Christian Bürger, B.A.

Über den Autor

Christian Bürger (Jahrgang 1993) ist Historiker und Verwaltungswirt; er lebt in der Thüringer Landeshauptstadt Erfurt. Von 2020 bis 2023 studierte er, neben seiner Vollzeit-Berufstätigkeit in der öffentlichen Verwaltung, Geschichtswissenschaften, Neuere Deutsche Literaturwissenschaft und Kulturwissenschaften (Abschluss: B.A.) an der Fernuniversität in Hagen. Seit 2023 ist er im Masterstudiengang Geschichte Europas an der Fernuniversität in Hagen immatrikuliert. Christian Bürger ist u. a. Mitglied des Vereins für Thüringische Geschichte und des Vereins für die Geschichte und Altertumskunde von Erfurt. Sein Arbeitsschwerpunkt liegt auf der Landes-, Regional- und Kulturgeschichte Thüringens in der Frühen Neuzeit und im Spätmittelalter. Überdies beschäftigt er sich mit der Alltags- und Kulturgeschichte der ehemaligen DDR.

Einleitung

Wenn man an die Thüringer Landeshauptstadt Erfurt denkt, dann assoziiert man mit ihr wohl das Mittelalter, ihre zahlreichen Kirchtürme, den Dom mit seiner Festtagsglocke »Maria Gloriosa« (der größten freischwingenden mittelalterlichen Glocke der Welt), die Krämerbrücke (einzige vollständig bebaute Brücke nördlich der Alpen), Martin Luther (berühmtester Student der Alma Mater Erfordensis) sowie das mittelalterlich-jüdische Erbe mit dem Erfurter Schatz und der ältesten Synagoge Mitteleuropas, das seit 2023 zum UNSECO-Weltkulturerbe der Menschheit gehört. Sehr wahrscheinlich denkt man bei Erfurt aber weniger an Gemälde und bedeutende Kunst des 18. Jahrhunderts. Und es ist wahr, dass Erfurt nicht im Ruf steht, eine Metropole der Kunstmalerei zu sein, und auch einer ihrer berühmtesten, wenn nicht der berühmteste Erfurter Maler, ist nur regional etwas bekannter geworden. Überregionale und überzeitliche Popularität, wie sie Zeitgenossen – etwa Canaletto in Dresden – erlangten, hat Jacob Samuel Becks Werk bis in die Gegenwart nicht behaupten können. Dass Beck zu Unrecht wenig beachtet wird – darauf möchte dieser Beitrag aufmerksam machen und dazu einladen, den Erfurter Barockmaler besser kennenzulernen. Die Möglichkeiten eines schriftlichen Beitrags zur Veranschaulichung dieses Themas bleiben dabei selbstverständlich begrenzt, sodass hier nur Anregungen und Hinweise zur weiteren Erkundung des Werkes des Erfurter Meisters geliefert werden können.
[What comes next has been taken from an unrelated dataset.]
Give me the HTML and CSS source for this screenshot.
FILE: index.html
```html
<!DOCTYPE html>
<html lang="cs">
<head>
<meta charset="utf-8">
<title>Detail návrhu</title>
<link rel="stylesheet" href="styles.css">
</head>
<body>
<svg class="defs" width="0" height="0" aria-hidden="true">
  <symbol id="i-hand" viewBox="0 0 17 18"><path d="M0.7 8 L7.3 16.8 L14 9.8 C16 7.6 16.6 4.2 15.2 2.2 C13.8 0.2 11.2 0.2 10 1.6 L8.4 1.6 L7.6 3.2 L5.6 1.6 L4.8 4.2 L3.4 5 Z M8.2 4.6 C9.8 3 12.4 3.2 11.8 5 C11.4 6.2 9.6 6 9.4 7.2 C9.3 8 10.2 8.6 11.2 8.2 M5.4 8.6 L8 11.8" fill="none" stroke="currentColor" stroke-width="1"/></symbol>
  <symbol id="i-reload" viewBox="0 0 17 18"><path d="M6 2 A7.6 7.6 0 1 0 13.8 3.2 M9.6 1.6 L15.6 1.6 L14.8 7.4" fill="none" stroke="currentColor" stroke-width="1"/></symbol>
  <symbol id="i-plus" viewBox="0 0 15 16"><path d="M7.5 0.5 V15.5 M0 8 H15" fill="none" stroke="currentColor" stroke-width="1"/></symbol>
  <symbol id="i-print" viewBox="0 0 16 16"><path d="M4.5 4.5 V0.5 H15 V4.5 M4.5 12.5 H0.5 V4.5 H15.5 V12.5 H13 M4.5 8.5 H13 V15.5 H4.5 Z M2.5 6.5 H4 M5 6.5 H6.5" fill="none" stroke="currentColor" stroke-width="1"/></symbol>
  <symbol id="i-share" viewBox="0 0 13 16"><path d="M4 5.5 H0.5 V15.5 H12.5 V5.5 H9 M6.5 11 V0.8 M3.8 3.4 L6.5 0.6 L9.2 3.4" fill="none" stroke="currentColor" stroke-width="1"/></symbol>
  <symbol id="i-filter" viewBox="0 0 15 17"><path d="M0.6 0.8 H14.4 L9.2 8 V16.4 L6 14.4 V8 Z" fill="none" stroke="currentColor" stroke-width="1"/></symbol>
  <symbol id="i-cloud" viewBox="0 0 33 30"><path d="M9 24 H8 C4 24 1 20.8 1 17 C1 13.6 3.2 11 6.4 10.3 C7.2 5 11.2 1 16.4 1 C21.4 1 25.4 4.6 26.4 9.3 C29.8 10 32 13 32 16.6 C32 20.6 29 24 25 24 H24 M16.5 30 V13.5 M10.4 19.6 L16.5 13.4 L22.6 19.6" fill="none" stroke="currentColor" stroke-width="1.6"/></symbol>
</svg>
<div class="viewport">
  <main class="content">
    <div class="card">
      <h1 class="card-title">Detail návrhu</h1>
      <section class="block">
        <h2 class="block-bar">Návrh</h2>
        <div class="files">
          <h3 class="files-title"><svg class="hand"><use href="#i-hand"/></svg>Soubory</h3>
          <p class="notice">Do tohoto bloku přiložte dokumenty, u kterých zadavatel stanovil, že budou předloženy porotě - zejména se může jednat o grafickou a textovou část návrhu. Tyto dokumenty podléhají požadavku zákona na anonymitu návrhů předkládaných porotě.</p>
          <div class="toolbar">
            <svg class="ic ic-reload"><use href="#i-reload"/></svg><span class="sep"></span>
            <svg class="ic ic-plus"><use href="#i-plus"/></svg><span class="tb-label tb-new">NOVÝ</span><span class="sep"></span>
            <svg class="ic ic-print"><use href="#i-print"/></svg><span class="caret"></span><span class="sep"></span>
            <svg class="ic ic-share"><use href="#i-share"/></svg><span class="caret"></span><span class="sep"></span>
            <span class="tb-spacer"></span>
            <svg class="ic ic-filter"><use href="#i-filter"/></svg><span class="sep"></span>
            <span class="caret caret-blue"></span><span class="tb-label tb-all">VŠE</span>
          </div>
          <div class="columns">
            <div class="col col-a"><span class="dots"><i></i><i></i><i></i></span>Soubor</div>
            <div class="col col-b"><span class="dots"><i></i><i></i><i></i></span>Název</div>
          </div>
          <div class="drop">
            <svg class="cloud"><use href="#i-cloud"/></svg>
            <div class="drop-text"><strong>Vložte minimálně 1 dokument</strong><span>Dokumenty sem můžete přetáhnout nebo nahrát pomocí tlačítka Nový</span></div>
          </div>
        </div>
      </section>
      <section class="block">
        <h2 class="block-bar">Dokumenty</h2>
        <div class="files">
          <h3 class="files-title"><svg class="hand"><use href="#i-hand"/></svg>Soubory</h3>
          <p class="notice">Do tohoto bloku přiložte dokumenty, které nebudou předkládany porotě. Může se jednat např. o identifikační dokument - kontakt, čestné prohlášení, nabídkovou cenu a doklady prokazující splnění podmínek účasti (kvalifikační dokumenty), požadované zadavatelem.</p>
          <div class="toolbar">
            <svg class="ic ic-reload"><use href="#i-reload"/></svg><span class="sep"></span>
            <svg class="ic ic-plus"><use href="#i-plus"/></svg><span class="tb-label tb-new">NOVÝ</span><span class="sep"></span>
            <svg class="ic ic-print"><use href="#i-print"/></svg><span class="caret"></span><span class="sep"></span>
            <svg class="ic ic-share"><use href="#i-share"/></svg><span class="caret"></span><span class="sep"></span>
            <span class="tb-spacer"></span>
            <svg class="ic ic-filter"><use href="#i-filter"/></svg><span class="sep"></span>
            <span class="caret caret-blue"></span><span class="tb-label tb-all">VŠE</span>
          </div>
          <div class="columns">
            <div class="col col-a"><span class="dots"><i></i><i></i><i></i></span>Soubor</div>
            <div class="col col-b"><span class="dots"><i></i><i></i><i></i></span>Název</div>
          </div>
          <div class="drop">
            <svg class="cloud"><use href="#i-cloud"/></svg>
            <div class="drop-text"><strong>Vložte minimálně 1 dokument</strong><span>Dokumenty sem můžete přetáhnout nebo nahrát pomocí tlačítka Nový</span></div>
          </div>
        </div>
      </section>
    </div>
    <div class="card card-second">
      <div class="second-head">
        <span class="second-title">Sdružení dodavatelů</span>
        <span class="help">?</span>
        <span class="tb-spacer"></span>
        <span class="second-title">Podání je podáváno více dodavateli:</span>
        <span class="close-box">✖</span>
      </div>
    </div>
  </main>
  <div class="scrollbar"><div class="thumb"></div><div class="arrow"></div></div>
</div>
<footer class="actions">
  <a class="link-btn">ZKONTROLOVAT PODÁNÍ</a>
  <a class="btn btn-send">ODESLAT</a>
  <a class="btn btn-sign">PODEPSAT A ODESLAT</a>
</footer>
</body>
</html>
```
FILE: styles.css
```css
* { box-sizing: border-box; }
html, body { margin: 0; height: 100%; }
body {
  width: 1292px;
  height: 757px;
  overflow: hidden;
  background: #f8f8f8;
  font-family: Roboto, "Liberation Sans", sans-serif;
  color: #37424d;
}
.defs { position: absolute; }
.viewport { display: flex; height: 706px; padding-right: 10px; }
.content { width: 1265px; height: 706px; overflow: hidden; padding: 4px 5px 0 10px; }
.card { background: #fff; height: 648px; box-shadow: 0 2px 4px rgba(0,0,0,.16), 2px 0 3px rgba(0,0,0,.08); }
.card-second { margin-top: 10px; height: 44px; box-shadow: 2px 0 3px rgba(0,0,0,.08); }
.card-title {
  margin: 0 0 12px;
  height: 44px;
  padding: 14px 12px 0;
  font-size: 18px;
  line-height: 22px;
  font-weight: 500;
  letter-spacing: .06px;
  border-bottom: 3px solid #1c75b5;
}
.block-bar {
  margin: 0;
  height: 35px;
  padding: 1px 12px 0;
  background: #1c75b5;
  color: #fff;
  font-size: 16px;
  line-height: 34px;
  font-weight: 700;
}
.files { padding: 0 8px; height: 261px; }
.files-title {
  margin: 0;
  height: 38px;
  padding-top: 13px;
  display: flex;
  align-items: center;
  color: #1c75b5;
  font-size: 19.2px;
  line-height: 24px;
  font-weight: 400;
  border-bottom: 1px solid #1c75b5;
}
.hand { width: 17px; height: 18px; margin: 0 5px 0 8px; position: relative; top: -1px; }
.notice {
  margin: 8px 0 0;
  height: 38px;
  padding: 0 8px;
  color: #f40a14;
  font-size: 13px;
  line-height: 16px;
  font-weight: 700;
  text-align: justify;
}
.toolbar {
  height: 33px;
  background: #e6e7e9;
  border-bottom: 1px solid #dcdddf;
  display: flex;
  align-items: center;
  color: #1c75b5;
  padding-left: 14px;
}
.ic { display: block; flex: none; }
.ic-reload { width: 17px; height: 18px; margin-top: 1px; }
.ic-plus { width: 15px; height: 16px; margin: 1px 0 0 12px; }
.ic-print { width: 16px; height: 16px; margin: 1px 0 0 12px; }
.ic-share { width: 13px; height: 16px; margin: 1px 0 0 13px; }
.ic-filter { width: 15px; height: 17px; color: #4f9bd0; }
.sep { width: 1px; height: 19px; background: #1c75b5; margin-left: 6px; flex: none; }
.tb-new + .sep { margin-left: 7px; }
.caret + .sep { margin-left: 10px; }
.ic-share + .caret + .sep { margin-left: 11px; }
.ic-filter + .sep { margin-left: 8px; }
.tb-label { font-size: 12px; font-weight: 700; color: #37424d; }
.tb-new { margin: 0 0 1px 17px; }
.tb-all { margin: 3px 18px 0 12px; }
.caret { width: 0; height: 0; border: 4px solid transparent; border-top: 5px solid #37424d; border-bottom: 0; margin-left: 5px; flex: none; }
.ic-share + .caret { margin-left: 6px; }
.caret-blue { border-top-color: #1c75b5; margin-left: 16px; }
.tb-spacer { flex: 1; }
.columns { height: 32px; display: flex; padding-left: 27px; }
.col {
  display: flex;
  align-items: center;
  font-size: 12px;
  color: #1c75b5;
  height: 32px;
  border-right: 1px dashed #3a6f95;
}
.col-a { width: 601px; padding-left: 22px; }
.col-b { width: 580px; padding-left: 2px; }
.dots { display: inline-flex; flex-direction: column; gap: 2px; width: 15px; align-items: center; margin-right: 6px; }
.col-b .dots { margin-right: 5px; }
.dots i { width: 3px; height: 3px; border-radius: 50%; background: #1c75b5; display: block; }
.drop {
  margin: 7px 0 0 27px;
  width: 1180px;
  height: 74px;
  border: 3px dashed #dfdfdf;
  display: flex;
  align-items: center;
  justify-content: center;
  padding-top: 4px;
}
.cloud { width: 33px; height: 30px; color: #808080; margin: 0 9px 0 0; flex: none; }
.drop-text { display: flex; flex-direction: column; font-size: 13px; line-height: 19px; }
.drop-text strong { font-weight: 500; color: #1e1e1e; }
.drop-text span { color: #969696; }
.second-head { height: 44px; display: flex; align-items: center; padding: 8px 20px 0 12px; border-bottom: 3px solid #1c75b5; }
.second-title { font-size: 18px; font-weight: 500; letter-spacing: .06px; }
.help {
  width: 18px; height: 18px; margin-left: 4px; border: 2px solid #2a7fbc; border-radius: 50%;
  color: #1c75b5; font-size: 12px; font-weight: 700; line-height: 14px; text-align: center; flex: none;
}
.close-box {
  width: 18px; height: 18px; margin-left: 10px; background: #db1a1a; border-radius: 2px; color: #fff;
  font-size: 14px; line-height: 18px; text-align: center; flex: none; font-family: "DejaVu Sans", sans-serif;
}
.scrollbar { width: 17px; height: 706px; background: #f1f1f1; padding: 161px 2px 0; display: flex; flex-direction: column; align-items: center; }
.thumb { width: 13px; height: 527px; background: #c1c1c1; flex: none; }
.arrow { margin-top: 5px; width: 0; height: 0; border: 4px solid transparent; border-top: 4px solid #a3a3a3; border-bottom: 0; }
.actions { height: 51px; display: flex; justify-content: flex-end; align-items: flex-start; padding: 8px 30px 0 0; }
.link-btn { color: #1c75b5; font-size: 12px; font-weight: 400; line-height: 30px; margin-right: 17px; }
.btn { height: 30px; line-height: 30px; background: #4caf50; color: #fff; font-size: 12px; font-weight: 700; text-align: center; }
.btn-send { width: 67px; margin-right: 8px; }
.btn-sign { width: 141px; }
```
Dieser Beitrag basiert maßgeblich auf einer Publikation, die das Erfurter Angermuseum begleitend zu einer Ausstellung zu Becks 300. Geburtstag 2015 herausgegeben hat. Dieses Werk ist zugleich meine Empfehlung zur tiefergehenden Auseinandersetzung mit dem Werk Becks. (Vgl. Thomas von Taschitzki/Kai Uwe Schierz (Hg.): Jacob Samuel Beck (1715-1778): Zum 300. Geburtstag des Erfurter Malers. Zur Ausstellung im Angermuseum Erfurt. Dresden 2016.)

Beck – Ein Erfurter.

Gans, Öl auf Leinwand, 53,5 x 59,5 cm – Quelle: Wikimedia Commons, gemeinfrei

Über das Leben und die Persönlichkeit von Jacob Samuel Beck ist bislang wenig bekannt geworden; vieles bleibt vage. Von Beck sind keine aussagekräftigen Selbstzeugnisse, etwa Tagebücher und dergleichen, auf uns gekommen, sodass nur eine sehr dünne Quellenlage zu seinen näheren Lebensumständen gegeben ist – zumindest nach dem aktuellen Forschungsstand. Auch eine gedruckte oder zumindest handschriftlich niedergelegte Leichenpredigt mit biografischem Abriss oder eine ausführlichere, biografische Daten enthaltende Notiz zur Beisetzung, ist bisher nicht aufgetaucht. Das, was zu Beck gesichert ist, lässt nur wenige Rückschlüsse auf den Charakter des Künstlers zu.

Er wird am 21.03.1715 als 11. von insgesamt 16 Kindern der Familie geboren. Noch am selben Tag wird er in der Barfüßerkirche (seit dem II. Weltkrieg Ruine und Mahnmal) getauft. Vater Conrad Georg Beck ist Schneidermeister und »Ratsverwandter«, das heißt: er stammt aus einer angesehenen, alteingesessenen Erfurter Familie, die die Ratsfähigkeit besitzt. Conrad Georg Beck ist in diesem Zusammenhang auch als »Polizei-Commissarius« tätig. (Vgl. Lebensdaten: 262)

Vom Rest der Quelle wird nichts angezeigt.